Exercise details: Quote the listing below in full and exactly as written, but omit every picture.

Provided material:
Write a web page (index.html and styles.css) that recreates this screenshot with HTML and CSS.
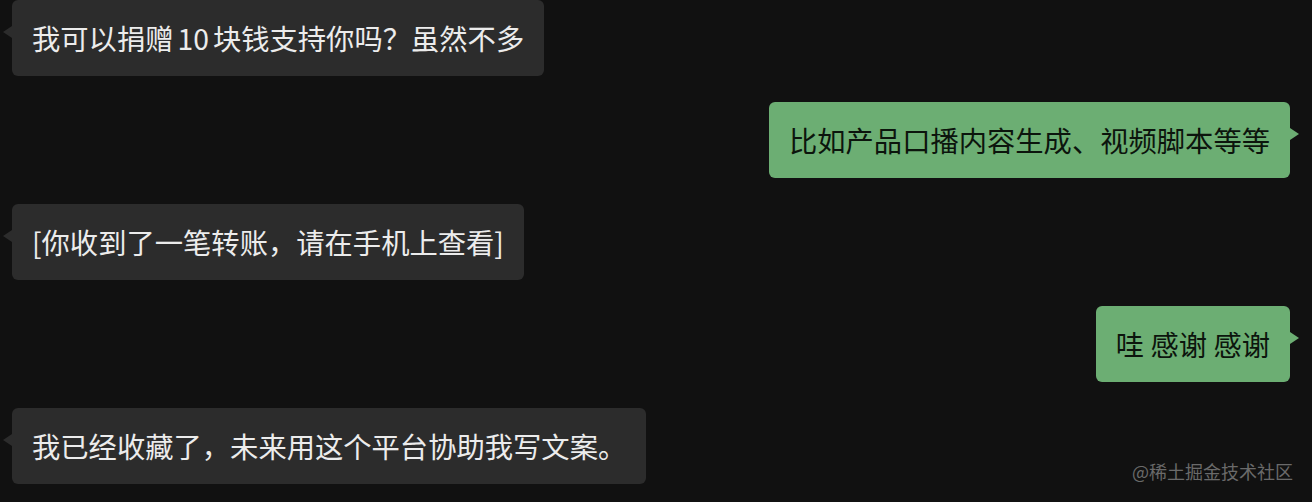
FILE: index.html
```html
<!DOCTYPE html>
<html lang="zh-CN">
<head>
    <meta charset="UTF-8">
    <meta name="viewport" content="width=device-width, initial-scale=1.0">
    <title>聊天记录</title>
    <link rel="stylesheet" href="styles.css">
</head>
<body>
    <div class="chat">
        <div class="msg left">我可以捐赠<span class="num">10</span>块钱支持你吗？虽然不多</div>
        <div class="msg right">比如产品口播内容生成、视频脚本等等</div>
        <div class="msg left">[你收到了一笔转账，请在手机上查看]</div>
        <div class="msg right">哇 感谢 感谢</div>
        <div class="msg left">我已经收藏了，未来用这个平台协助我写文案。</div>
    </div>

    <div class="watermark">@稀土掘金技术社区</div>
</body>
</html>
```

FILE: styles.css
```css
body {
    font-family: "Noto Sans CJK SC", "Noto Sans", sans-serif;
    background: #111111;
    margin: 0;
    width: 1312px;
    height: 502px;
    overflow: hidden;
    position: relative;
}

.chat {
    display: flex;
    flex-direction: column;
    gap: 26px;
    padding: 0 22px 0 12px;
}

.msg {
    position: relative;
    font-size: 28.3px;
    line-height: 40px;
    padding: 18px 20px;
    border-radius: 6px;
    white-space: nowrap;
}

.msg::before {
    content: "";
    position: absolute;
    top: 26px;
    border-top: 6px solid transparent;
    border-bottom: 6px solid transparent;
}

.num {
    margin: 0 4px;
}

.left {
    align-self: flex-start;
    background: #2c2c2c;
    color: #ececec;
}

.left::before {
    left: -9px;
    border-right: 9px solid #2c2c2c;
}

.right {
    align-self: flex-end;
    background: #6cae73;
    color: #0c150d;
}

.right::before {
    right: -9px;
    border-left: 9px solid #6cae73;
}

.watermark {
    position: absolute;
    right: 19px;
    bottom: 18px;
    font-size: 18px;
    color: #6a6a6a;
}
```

Finished answer:
Write a web page (index.html and styles.css) that recreates this screenshot with HTML and CSS.
FILE: index.html
```html
<!DOCTYPE html>
<html lang="zh-CN">
<head>
    <meta charset="UTF-8">
    <meta name="viewport" content="width=device-width, initial-scale=1.0">
    <title>聊天记录</title>
    <link rel="stylesheet" href="styles.css">
</head>
<body>
    <div class="chat">
        <div class="msg left">我可以捐赠<span class="num">10</span>块钱支持你吗？虽然不多</div>
        <div class="msg right">比如产品口播内容生成、视频脚本等等</div>
        <div class="msg left">[你收到了一笔转账，请在手机上查看]</div>
        <div class="msg right">哇 感谢 感谢</div>
        <div class="msg left">我已经收藏了，未来用这个平台协助我写文案。</div>
    </div>

    <div class="watermark">@稀土掘金技术社区</div>
</body>
</html>
```

FILE: styles.css
```css
body {
    font-family: "Noto Sans CJK SC", "Noto Sans", sans-serif;
    background: #111111;
    margin: 0;
    width: 1312px;
    height: 502px;
    overflow: hidden;
    position: relative;
}

.chat {
    display: flex;
    flex-direction: column;
    gap: 26px;
    padding: 0 22px 0 12px;
}

.msg {
    position: relative;
    font-size: 28.3px;
    line-height: 40px;
    padding: 18px 20px;
    border-radius: 6px;
    white-space: nowrap;
}

.msg::before {
    content: "";
    position: absolute;
    top: 26px;
    border-top: 6px solid transparent;
    border-bottom: 6px solid transparent;
}

.num {
    margin: 0 4px;
}

.left {
    align-self: flex-start;
    background: #2c2c2c;
    color: #ececec;
}

.left::before {
    left: -9px;
    border-right: 9px solid #2c2c2c;
}

.right {
    align-self: flex-end;
    background: #6cae73;
    color: #0c150d;
}

.right::before {
    right: -9px;
    border-left: 9px solid #6cae73;
}

.watermark {
    position: absolute;
    right: 19px;
    bottom: 18px;
    font-size: 18px;
    color: #6a6a6a;
}
```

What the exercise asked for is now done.